On recent GPUs, 1 byte per thread can still “coalesce” properly, meaning the memory controller will identify that the requested addresses per thread in the warp belong to the same line/segment (assuming the byte addresses are somehow adjacent), and “coalesce” the requested data into a single (or a minimum number of) transaction(s).

Furthermore, on recent GPUs, the 128 byte expectation for a global load is “relaxed” at the L1 cache, meaning that a “partial” requirement of only 32 bytes will result in only a 32-byte transaction being issued from L1 to L2 (and thereafter possibly to DRAM, if it misses in L2). This particular behavior varies by GPU architecture, but in Maxwell and beyond, behavior of this type can be observed with careful use of test case construction and the profiler.

Having said that, it will still generally be possible to achieve higher main memory bandwidth utilization by requesting larger amounts of data per global load transaction, such as 32 bits per thread, or even up to 128 bits per thread, the CUDA maximum for a single transaction/load instruction.

thanks txbob, I was not taking into account the caches. Some of my knowledge seems a bit outdated then.

But these caches would have no accelerating effect on writes, is this assumption correct?

I think that is correct. L1 is a write-through cache on all architectures AFAIK (feel free to correct me if you know otherwise). Therefore the L1 will not “fix” the misalignment for writes. However, AFAIK, L2 is a write-back cache on all architectures, therefore the transaction efficiency would probably be “restored” (assuming reasonable temporal locality in the code) for any transactions emanating from L2 to DRAM, for bulk data transfer on writes.

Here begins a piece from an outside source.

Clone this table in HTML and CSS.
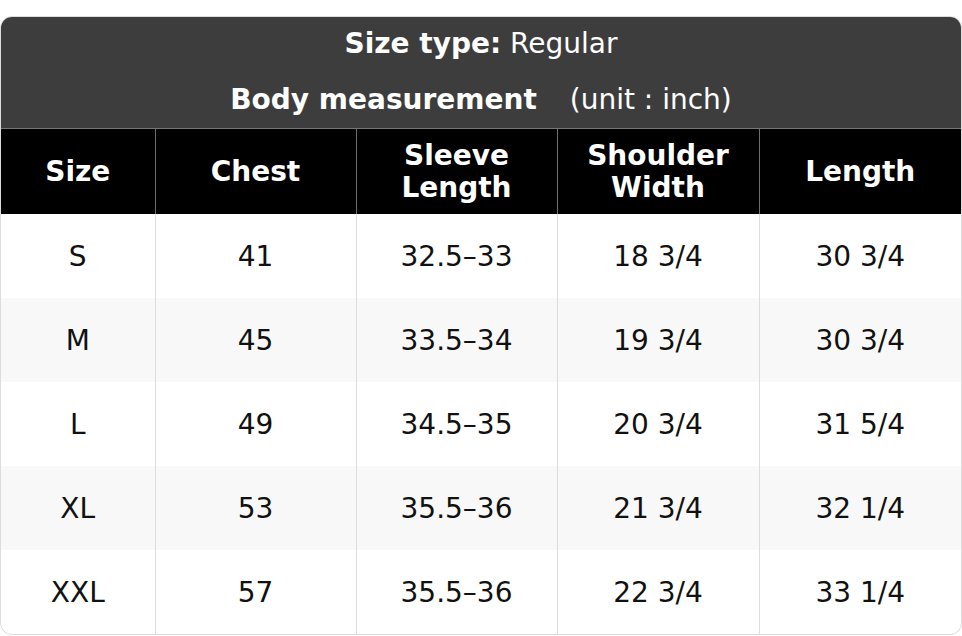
FILE: index.html
```html
<!DOCTYPE html>
<html>
<head>
<meta charset="utf-8">
<link rel="stylesheet" href="styles.css">
</head>
<body>
<div class="card">
  <div class="caption">
    <div class="cap-line first"><b>Size type:</b> Regular</div>
    <div class="cap-line second"><b>Body measurement</b><span class="unit">(unit : inch)</span></div>
  </div>
  <table class="chart">
    <colgroup>
      <col class="c1"><col class="c2"><col class="c3"><col class="c4"><col class="c5">
    </colgroup>
    <thead>
      <tr><th>Size</th><th>Chest</th><th>Sleeve<br>Length</th><th>Shoulder<br>Width</th><th>Length</th></tr>
    </thead>
    <tbody>
      <tr><td>S</td><td>41</td><td>32.5–33</td><td>18 3/4</td><td>30 3/4</td></tr>
      <tr><td>M</td><td>45</td><td>33.5–34</td><td>19 3/4</td><td>30 3/4</td></tr>
      <tr><td>L</td><td>49</td><td>34.5–35</td><td>20 3/4</td><td>31 5/4</td></tr>
      <tr><td>XL</td><td>53</td><td>35.5–36</td><td>21 3/4</td><td>32 1/4</td></tr>
      <tr><td>XXL</td><td>57</td><td>35.5–36</td><td>22 3/4</td><td>33 1/4</td></tr>
    </tbody>
  </table>
</div>
</body>
</html>
```
FILE: styles.css
```css
html, body {
  margin: 0;
  padding: 0;
  background: #ffffff;
}
body {
  padding-top: 16px;
  font-family: "DejaVu Sans", sans-serif;
}
.card {
  width: 962px;
  box-sizing: border-box;
  border: 1px solid #dcdcdc;
  border-radius: 12px;
  overflow: hidden;
  background: #ffffff;
}
.caption {
  background: #3d3d3d;
  color: #ffffff;
  text-align: center;
  font-size: 28px;
  border-bottom: 1px solid #777777;
}
.cap-line.first {
  height: 53px;
  line-height: 53px;
}
.cap-line.second {
  height: 56px;
  line-height: 56px;
  padding-top: 2px;
}
.unit {
  margin-left: 33px;
}
.chart {
  width: 100%;
  border-collapse: collapse;
  table-layout: fixed;
  font-size: 28px;
}
.c1 { width: 154px; }
.c2 { width: 201px; }
.c3 { width: 201px; }
.c4 { width: 202px; }
.c5 { width: 202px; }
.chart th {
  background: #000000;
  color: #ffffff;
  font-weight: bold;
  height: 85px;
  padding: 0;
  line-height: 32px;
  border-left: 1px solid #6e6e6e;
  box-sizing: border-box;
}
.chart th:first-child,
.chart td:first-child {
  border-left: none;
}
.chart td {
  height: 84px;
  padding: 0;
  text-align: center;
  color: #111111;
  border-left: 1px solid #dddddd;
  box-sizing: border-box;
}
.chart tbody tr:nth-child(even) td {
  background: #f8f8f8;
}
```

I use the term “bulk” here to refer to data transfer associated with a contiguous logical entity, such as a “vector” (or matrix). Scattered access, that “straddles” line/segment boundaries, will still incur a noticeably worse efficiency associated with the 50% number (as opposed to scattered access that does not straddle line/segment boundaries).

hi txbob,
Thank you. One more thing, what does “modern GPU” mean?GPU above sm 20?sm 35? Because I notice lots of basic GPU performance improvement method is useless due to modernity of GPU.

Any GPU with a L1 cache is “modern” for that statement. The only GPU generation that did not was the cc1.x generation (the first generation).